**RECORDED INFORMATION:**

•••••

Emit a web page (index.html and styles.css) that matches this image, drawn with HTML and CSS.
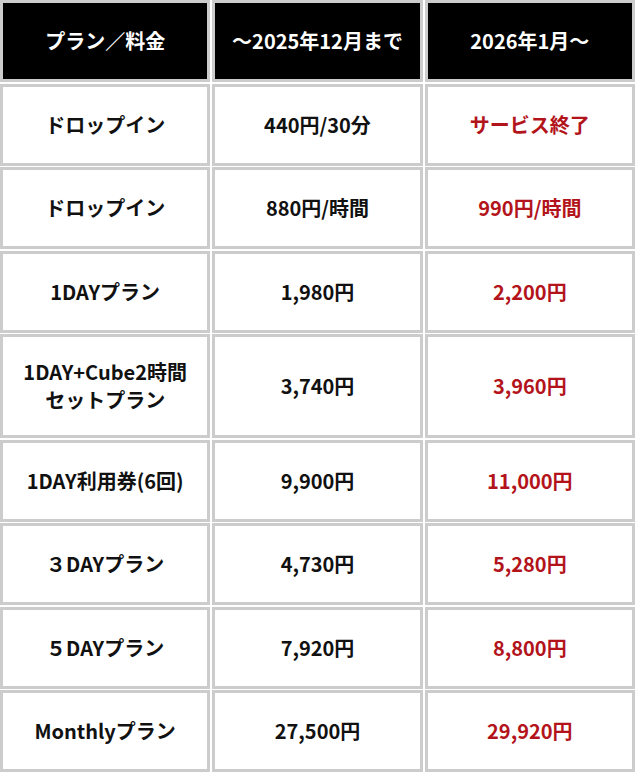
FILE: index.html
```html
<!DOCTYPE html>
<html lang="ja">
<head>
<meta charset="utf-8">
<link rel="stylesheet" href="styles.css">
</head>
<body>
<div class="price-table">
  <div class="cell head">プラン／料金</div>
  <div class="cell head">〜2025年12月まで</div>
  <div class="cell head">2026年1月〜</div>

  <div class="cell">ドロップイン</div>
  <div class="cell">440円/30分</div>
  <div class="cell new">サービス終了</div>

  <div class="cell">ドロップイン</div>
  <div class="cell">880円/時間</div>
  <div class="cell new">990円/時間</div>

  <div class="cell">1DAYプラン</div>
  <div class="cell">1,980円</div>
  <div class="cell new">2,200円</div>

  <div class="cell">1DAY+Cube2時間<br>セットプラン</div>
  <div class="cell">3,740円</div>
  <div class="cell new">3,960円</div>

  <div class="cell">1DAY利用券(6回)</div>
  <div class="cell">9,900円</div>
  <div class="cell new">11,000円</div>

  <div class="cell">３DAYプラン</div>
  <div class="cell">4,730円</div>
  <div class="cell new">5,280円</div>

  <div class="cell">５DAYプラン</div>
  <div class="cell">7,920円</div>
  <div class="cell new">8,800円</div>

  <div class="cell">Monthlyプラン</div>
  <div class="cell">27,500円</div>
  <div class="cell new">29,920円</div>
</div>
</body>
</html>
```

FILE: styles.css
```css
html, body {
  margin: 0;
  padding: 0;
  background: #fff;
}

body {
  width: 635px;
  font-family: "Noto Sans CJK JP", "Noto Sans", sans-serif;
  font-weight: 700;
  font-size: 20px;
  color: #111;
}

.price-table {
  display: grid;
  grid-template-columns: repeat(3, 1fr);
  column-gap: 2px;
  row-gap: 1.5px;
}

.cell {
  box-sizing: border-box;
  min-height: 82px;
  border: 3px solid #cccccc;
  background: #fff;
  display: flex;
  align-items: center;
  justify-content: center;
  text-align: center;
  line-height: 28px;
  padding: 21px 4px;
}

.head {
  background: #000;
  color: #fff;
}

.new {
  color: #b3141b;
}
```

•••••

**INSTRUCTION:** Work through the data and report how many of its lines hold the word "styles", giving only the figure.

**SOLUTION TO THE PROBLEM:** 3